▶ _REQUIRED WORK_
Of all the lines in this data, how many include "components"? Respond with the number only.

# start of EXTRACTED MATERIAL

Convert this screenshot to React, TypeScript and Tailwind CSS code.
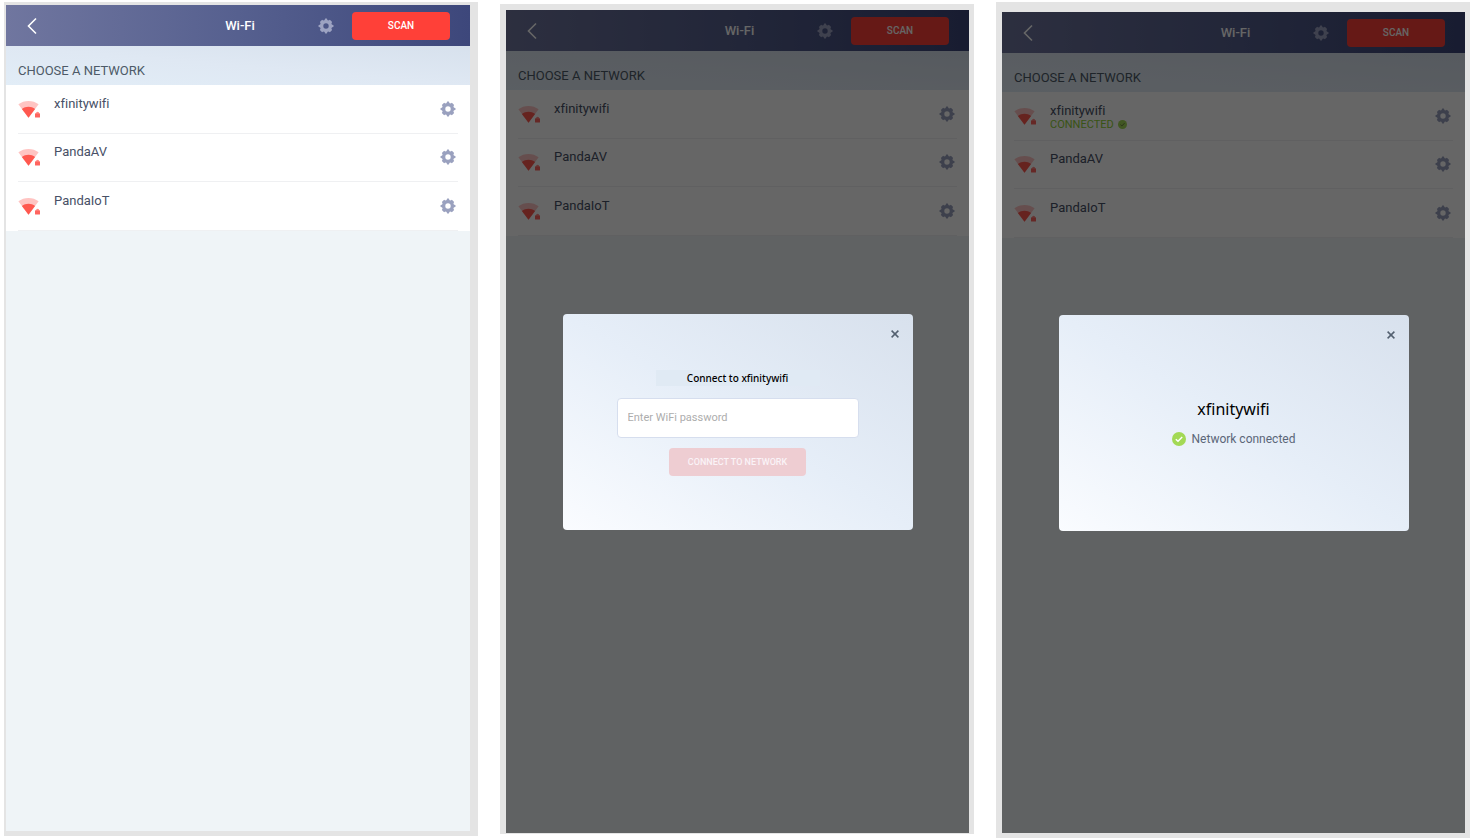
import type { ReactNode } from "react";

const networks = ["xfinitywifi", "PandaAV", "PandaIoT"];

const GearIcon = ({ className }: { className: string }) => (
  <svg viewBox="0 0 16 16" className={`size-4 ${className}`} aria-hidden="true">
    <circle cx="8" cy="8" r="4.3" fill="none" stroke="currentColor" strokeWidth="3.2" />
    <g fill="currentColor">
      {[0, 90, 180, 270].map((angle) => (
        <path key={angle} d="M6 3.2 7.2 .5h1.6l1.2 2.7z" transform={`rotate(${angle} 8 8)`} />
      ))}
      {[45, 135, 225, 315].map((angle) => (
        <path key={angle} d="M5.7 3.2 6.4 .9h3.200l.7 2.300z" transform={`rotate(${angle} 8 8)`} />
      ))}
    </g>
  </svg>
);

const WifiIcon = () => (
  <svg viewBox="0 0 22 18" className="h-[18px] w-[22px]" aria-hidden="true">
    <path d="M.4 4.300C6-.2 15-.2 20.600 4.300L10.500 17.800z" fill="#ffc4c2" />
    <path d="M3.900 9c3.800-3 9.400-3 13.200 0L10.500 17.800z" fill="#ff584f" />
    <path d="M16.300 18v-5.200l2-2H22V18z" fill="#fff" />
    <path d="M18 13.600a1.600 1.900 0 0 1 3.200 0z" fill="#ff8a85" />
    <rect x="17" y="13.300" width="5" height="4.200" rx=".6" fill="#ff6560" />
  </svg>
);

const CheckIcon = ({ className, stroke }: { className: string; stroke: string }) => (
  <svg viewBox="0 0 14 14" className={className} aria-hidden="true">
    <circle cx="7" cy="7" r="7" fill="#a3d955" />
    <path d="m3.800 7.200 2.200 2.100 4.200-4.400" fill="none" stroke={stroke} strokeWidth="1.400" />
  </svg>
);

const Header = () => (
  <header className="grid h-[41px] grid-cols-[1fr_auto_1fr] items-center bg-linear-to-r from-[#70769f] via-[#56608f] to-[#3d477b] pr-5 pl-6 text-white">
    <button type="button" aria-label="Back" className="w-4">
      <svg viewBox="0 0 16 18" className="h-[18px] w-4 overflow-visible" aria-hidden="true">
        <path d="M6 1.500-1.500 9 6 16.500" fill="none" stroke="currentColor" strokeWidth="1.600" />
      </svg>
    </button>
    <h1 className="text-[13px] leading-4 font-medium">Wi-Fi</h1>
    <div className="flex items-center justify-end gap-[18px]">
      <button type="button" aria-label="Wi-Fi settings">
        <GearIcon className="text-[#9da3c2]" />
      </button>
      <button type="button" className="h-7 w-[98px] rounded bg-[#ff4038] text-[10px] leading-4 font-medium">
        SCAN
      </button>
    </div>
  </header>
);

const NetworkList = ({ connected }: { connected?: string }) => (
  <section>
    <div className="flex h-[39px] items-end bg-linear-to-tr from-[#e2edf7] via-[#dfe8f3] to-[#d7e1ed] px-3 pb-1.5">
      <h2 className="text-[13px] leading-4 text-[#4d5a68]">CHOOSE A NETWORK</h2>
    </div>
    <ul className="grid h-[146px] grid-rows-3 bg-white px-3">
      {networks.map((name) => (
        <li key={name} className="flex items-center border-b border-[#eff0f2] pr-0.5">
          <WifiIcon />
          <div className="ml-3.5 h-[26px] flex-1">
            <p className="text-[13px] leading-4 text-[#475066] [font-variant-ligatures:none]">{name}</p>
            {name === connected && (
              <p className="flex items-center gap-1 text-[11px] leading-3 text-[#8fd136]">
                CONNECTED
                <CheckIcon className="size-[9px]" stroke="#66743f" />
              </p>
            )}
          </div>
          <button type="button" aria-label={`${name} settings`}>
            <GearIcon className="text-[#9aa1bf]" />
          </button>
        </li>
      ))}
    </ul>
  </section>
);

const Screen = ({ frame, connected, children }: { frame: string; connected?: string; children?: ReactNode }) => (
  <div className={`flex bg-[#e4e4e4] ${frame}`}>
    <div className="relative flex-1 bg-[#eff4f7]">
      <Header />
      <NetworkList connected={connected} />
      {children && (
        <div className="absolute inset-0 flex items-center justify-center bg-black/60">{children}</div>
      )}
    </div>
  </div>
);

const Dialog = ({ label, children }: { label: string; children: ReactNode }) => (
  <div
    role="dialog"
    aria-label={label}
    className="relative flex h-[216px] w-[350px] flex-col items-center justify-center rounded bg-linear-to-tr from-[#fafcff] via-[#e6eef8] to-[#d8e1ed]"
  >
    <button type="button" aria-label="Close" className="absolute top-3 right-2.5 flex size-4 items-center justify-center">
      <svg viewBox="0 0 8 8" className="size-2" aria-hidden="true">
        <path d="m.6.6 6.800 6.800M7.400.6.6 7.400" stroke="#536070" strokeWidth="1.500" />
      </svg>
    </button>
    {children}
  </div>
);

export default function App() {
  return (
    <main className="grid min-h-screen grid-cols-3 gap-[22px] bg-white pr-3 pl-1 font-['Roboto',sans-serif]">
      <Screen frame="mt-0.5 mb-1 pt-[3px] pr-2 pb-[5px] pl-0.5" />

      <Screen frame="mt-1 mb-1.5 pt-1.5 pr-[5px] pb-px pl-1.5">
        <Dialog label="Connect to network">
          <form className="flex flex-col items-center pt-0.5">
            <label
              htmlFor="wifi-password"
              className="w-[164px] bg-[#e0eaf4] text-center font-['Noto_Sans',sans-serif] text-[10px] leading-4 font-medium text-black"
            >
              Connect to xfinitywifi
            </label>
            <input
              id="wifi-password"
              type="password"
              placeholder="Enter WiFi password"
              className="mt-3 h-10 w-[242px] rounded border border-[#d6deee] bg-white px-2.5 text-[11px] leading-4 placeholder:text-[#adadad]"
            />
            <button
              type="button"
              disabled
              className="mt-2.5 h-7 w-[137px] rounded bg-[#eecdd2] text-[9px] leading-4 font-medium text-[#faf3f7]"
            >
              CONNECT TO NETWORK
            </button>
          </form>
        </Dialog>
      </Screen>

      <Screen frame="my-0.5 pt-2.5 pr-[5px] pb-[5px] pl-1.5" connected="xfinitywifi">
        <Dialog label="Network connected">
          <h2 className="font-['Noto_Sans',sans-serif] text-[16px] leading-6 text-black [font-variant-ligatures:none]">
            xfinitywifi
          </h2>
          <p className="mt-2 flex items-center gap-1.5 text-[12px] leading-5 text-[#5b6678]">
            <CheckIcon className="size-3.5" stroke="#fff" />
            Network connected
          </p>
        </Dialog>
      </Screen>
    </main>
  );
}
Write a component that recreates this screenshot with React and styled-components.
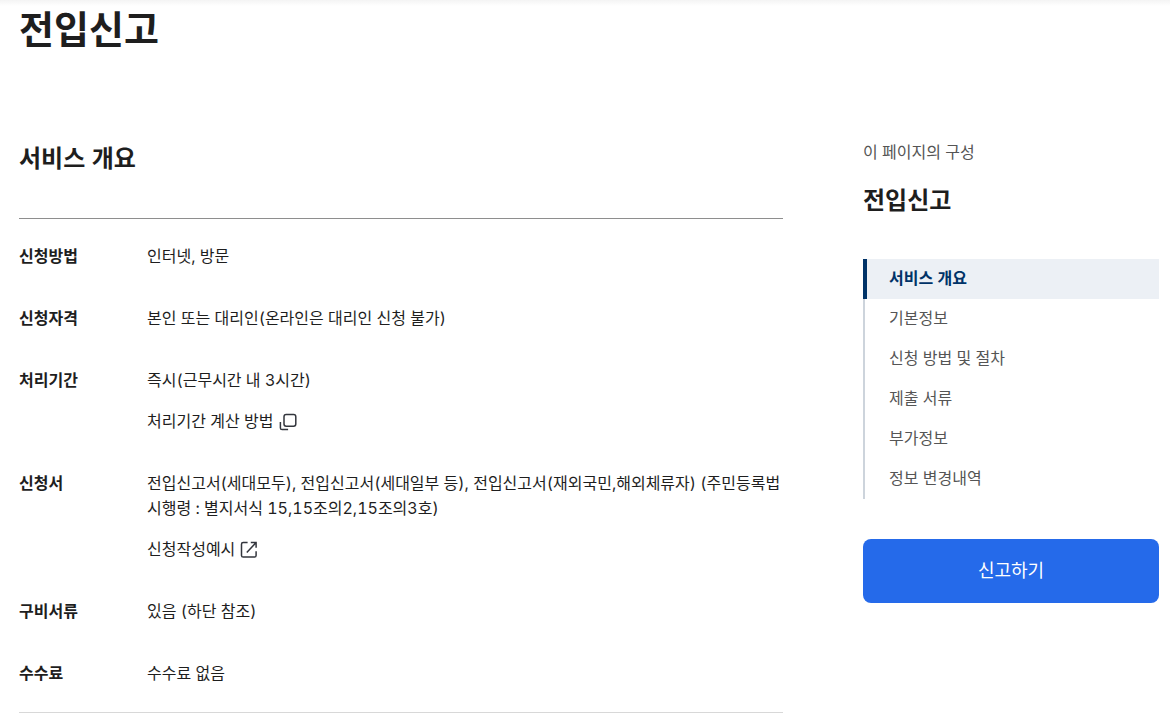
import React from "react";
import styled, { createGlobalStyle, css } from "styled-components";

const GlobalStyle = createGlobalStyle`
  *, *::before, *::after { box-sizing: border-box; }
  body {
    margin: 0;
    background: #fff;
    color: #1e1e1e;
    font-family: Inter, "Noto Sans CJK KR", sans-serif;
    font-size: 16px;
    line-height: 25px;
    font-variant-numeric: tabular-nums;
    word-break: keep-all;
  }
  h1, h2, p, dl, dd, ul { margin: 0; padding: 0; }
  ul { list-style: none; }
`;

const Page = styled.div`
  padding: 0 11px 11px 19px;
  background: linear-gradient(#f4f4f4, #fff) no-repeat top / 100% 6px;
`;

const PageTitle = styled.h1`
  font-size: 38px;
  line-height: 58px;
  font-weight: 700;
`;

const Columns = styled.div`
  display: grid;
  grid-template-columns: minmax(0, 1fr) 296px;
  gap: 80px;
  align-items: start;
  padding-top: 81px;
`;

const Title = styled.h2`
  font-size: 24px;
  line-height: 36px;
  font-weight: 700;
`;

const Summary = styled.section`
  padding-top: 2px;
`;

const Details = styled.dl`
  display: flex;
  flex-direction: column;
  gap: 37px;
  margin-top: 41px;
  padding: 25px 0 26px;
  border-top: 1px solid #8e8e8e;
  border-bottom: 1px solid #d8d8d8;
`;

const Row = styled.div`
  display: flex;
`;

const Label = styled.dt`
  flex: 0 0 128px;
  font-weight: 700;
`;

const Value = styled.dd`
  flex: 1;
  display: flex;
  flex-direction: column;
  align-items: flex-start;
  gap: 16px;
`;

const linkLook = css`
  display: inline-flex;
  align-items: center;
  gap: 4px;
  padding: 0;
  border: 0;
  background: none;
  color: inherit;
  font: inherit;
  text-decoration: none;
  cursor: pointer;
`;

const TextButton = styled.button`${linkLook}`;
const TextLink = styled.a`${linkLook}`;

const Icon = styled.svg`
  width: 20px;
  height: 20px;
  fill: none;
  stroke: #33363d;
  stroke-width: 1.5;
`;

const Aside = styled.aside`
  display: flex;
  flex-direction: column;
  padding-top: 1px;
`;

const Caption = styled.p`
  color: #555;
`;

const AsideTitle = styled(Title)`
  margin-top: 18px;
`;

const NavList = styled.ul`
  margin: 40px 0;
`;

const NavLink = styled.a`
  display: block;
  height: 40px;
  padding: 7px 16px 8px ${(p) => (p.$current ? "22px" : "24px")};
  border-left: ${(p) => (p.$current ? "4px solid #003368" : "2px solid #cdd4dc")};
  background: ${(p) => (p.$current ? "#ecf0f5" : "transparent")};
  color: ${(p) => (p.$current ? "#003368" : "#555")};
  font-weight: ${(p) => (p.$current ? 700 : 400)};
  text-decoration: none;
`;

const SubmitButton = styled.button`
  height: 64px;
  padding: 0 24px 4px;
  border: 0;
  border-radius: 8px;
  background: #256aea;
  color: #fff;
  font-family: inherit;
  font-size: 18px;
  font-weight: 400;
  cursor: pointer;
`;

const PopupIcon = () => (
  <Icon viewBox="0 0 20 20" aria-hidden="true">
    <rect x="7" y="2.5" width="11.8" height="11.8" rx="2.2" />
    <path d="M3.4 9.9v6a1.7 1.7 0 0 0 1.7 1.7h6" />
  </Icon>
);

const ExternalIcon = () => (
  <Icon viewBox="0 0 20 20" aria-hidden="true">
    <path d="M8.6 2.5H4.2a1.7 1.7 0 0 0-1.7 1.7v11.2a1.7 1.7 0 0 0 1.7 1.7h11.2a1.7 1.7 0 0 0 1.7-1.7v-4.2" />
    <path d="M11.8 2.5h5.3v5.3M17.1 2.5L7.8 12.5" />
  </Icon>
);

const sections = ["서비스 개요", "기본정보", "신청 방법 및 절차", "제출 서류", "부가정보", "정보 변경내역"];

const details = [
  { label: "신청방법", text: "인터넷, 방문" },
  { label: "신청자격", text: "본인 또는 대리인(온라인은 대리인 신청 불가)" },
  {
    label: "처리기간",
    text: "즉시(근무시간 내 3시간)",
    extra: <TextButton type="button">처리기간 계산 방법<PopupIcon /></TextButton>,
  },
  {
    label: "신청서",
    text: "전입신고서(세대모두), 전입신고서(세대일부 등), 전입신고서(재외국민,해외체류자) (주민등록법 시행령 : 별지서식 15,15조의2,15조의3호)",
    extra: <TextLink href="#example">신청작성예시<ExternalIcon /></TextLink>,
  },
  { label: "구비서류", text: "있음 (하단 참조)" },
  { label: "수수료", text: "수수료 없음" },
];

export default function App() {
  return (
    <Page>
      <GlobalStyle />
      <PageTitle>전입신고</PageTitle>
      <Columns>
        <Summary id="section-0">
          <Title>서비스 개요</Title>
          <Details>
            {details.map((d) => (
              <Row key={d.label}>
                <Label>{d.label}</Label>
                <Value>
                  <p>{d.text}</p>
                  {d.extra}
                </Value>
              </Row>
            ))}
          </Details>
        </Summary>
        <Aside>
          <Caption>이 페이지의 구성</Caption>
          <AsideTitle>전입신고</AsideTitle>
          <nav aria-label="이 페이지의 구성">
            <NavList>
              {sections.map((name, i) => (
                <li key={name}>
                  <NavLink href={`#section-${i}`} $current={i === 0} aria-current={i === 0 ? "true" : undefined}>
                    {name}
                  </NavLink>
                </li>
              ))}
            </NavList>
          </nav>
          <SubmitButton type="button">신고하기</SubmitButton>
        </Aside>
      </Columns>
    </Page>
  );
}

# end of EXTRACTED MATERIAL

▶ _EXERCISE ANSWER_
2